Writing camp inspires teens to draw upon city's diversity



By JoANNE VIVIANO
VINDICATOR EDUCATION WRITER
ADY BIRD JOHNSON WANTED THE painting for the Lyndon Baines Johnson Library in Austin, Texas, but the 9-foot-tall panels wouldn't fit through the doors.
So it stayed in Youngstown's Butler Institute of American Art, where the faces from 1960s Youngstown made an impression on Aphton Rheins on Tuesday morning.
"It inspired me," Aphton said, referring to the "Americans: Youngstown, Ohio" painting she and about 50 other high school students saw when they toured the museum as part of a Youngstown State University writing camp.
The piece features 10 people who were part of the YSU community when artist Alfred Leslie painted two of the work's three panels in 1977 and 1978. They were asked to pose (for 30 hours each) in clothes that they would wear to go see "Star Wars."
Aphton, who will be a senior this fall at Choffin Career & amp; Technical Center in Youngstown, called the painting "unique." She said she might be inspired to try to write about the characters she saw.
Explore diversity
Organizers of the "Writing Home: Voices, Stories, Songs" writing camp hope that students and teachers involved will explore the diversity of the Youngstown community and use it to generate ideas for writing and teaching.
About 50 youngsters and 50 adults -- including local teachers and YSU students -- are part of this year's camp, said Dr. Jeffrey Buchanan, an assistant professor of teacher education at YSU. The second annual event runs through Friday. Students have heard from local storyteller and Rayen School librarian Jocelyn Dabney and will meet Dr. Steve Reese, a YSU professor, local poet and musician. They'll visit Mill Creek Park fellows Riverside Gardens and the YSU Planetarium.
At the Butler, visitors were acquainted with Joseph Green Butler Jr., the industrialist, philanthropist and museum founder, through a 1920 oil painting by Ivan G. Olinsky. Butler established the museum in 1919 after a fire in his Wick Avenue home destroyed most of his personal art gallery. A signature work of the museum is one that was a favorite of Butler: Winslow Homer's "Snap the Whip."
The students also saw William Gropper's depiction of a 1916 strike at the Youngstown Sheet and Tube plant, and one artist's landscape portrayal of the "Isaac Powers Farm and Mine," circa 1800, that sat on what is now Poland Avenue.
Students watched women "In Flanders Field -- Where Soldiers Sleep and Poppies Grow" (Robert William Vonnoh, 1890) and they enjoyed a sports room, where they were told about "Minor League," by Clyde Singer, 1946, set in Idora Park.
Food for thought
Students said the visit gave them much to think about.
"I see how more things are coming out -- like holograms and new styles -- with technology," said poet and artist Rachel Britton, who'll be a Canfield High School junior.

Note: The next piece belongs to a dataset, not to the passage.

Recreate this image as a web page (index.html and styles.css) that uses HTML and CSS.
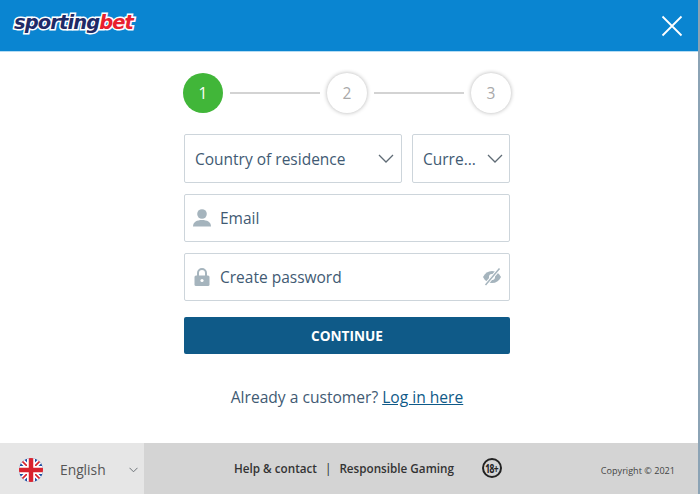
FILE: index.html
```html
<!DOCTYPE html>
<html lang="en">
<head>
    <meta charset="UTF-8">
    <title>Sportingbet registration</title>
    <link rel="stylesheet" href="styles.css">
</head>
<body>
    <div class="dialog">
        <header class="top-bar">
            <div class="logo"><span class="logo-a">sporting</span><span class="logo-b">bet</span></div>
            <svg class="close" width="22" height="22" viewBox="0 0 22 22"><path d="M1.500 1.500l19 19M20.500 1.500l-19 19" stroke="#fff" stroke-width="1.800" fill="none"/></svg>
        </header>

        <main class="content">
            <div class="steps">
                <div class="step active">1</div>
                <div class="step-line"></div>
                <div class="step">2</div>
                <div class="step-line"></div>
                <div class="step">3</div>
            </div>

            <div class="row">
                <div class="field select country">
                    <span>Country of residence</span>
                    <svg width="16" height="9" viewBox="0 0 16 9"><path d="M1 1l7 7 7-7" stroke="#5f6b75" stroke-width="1.300" fill="none"/></svg>
                </div>
                <div class="field select currency">
                    <span>Curre...</span>
                    <svg width="16" height="9" viewBox="0 0 16 9"><path d="M1 1l7 7 7-7" stroke="#5f6b75" stroke-width="1.300" fill="none"/></svg>
                </div>
            </div>

            <div class="field input">
                <svg class="icon" width="20" height="20" viewBox="0 0 20 20"><circle cx="10" cy="6" r="4.800" fill="#a5b4bd"/><path d="M1 18.500c0-4.500 4-6.500 9-6.500s9 2 9 6.500z" fill="#a5b4bd"/></svg>
                <span>Email</span>
            </div>

            <div class="field input">
                <svg class="icon" width="20" height="20" viewBox="0 0 20 20"><path d="M6 9V6a4 4 0 0 1 8 0v3" stroke="#a5b4bd" stroke-width="2" fill="none"/><rect x="2.500" y="8.500" width="15" height="10.500" rx="1.500" fill="#a5b4bd"/><circle cx="10" cy="13.500" r="1.600" fill="#fff"/></svg>
                <span>Create password</span>
                <svg class="eye" width="20" height="18" viewBox="0 0 20 18"><path d="M1 9c2-4 5-6 9-6s7 2 9 6c-2 4-5 6-9 6s-7-2-9-6z" fill="#a5b4bd"/><circle cx="10" cy="9" r="3" fill="#fff"/><circle cx="10" cy="9" r="1.500" fill="#a5b4bd"/><path d="M17.500 0.500L3.500 17" stroke="#fff" stroke-width="3.500"/><path d="M17.500 0.500L3.500 17" stroke="#a5b4bd" stroke-width="1.500"/></svg>
            </div>

            <button class="continue">CONTINUE</button>

            <p class="login">Already a customer? <a href="#">Log in here</a></p>
        </main>

        <footer class="footer">
            <div class="lang">
                <svg class="flag" width="24" height="24" viewBox="0 0 24 24">
                    <clipPath id="round"><circle cx="12" cy="12" r="12"/></clipPath>
                    <g clip-path="url(#round)">
                        <rect width="24" height="24" fill="#1f4fa3"/>
                        <path d="M0 0l24 24M24 0L0 24" stroke="#fff" stroke-width="5"/>
                        <path d="M0 0l24 24M24 0L0 24" stroke="#d8232f" stroke-width="1.600"/>
                        <path d="M12 0v24M0 12h24" stroke="#fff" stroke-width="8"/>
                        <path d="M12 0v24M0 12h24" stroke="#d8232f" stroke-width="4.500"/>
                    </g>
                </svg>
                <span class="lang-name">English</span>
                <svg class="lang-arrow" width="9" height="6" viewBox="0 0 9 6"><path d="M.5.800l4 4 4-4" stroke="#6d7378" stroke-width="1" fill="none"/></svg>
            </div>
            <div class="footer-main">
                <div class="links">
                    <a href="#">Help &amp; contact</a>
                    <span class="sep">|</span>
                    <a href="#">Responsible Gaming</a>
                </div>
                <div class="age"><span>18+</span></div>
                <div class="copy">Copyright © 2021</div>
            </div>
        </footer>
    </div>
</body>
</html>
```

FILE: styles.css
```css
* {
    box-sizing: border-box;
}
html, body {
    margin: 0;
    height: 100%;
}
body {
    font-family: "Open Sans", sans-serif;
    background: #fff;
    color: #415a73;
    overflow: hidden;
}
.dialog {
    display: flex;
    flex-direction: column;
    height: 494px;
    border-right: 2px solid #8ba3b5;
}
.top-bar {
    height: 52px;
    flex: none;
    background: #0a85d1;
    border-bottom: 1px solid #b5dcf3;
    display: flex;
    align-items: center;
    justify-content: space-between;
    padding: 0 15px 5px 14px;
}
.logo {
    font-family: "DejaVu Sans", sans-serif;
    font-size: 19.500px;
    font-weight: 700;
    font-style: italic;
    letter-spacing: -.9px;
    -webkit-text-stroke: 3px #fff;
    paint-order: stroke fill;
    line-height: 22px;
}
.logo-a {
    color: #1f2a66;
}
.logo-b {
    color: #e8202e;
}
.close {
    margin-top: 5px;
}
.content {
    flex: 1;
    width: 326px;
    margin-left: 184px;
}
.steps {
    display: flex;
    align-items: center;
    justify-content: space-between;
    margin: 21px -1px 0;
    height: 40px;
}
.step {
    width: 40px;
    height: 40px;
    border-radius: 50%;
    background: #fff;
    box-shadow: 0 0 4px rgba(0,0,0,.3);
    color: #a9a9a9;
    font-size: 15.500px;
    display: flex;
    align-items: center;
    justify-content: center;
}
.step.active {
    background: #41b639;
    box-shadow: none;
    color: #fff;
}
.step-line {
    width: 90px;
    height: 2px;
    background: #d3d3d3;
}
.row {
    display: flex;
    gap: 10px;
    margin-top: 21px;
}
.field {
    display: flex;
    align-items: center;
    background: #fff;
    border: 1px solid #cdd5db;
    border-radius: 2px;
    font-size: 15.500px;
}
.select {
    height: 49px;
    justify-content: space-between;
    padding: 0 6px 0 10px;
}
.country {
    width: 218px;
    padding-right: 7px;
}
.currency {
    width: 98px;
}
.input {
    height: 48px;
    margin-top: 11px;
    padding: 0 7px;
}
.icon {
    margin-right: 8px;
    flex: none;
}
.eye {
    margin-left: auto;
}
.continue {
    display: block;
    width: 100%;
    height: 37px;
    margin-top: 16px;
    border: 0;
    border-radius: 2px;
    background: #0f5a88;
    color: #fff;
    font-family: inherit;
    font-size: 13.600px;
    font-weight: 700;
}
.login {
    margin: 32px 0 0;
    text-align: center;
    font-size: 15.600px;
    line-height: 22px;
}
.login a {
    color: #0f5a88;
}
.footer {
    flex: none;
    height: 51px;
    display: flex;
    background: #d4d4d4;
}
.lang {
    width: 144px;
    background: #e6e6e6;
    display: flex;
    align-items: center;
    padding: 2px 0 0 19px;
    color: #555;
}
.lang-name {
    font-size: 13.800px;
    margin-left: 17px;
}
.lang-arrow {
    margin-left: 23px;
}
.footer-main {
    flex: 1;
    display: flex;
    align-items: center;
    padding: 0 23px 0 90px;
    color: #222;
}
.links {
    font-size: 11.700px;
    font-weight: 600;
    display: flex;
    gap: 8px;
    margin-bottom: 2px;
}
.links a {
    color: #333;
    text-decoration: none;
}
.sep {
    font-weight: 400;
    color: #222;
}
.age {
    width: 20px;
    height: 20px;
    margin-left: 28px;
    margin-bottom: 2px;
    border: 2px solid #222;
    border-radius: 50%;
    font-size: 10px;
    font-weight: 700;
    letter-spacing: -.6px;
    display: flex;
    align-items: center;
    justify-content: center;
}
.age span {
    transform: scale(.85, 1.25);
}
.copy {
    margin-left: auto;
    margin-top: 3px;
    font-size: 9.100px;
    color: #444;
}
```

Michael Wakefield, who'll be a senior at Struthers High School, said he writes music, poetry and short stories and he'll draw upon a western landscape he saw at the museum.
The camp is the culmination of a school-year partnership between YSU's English Department and local teachers through the Early English Composition Assessment Program's Project ARETE II, funded through a grant from the Ohio Board of Regents. The project is coordinated by Buchanan, Dr. Kevin Ball and Terry Benton, all in YSU's English Department.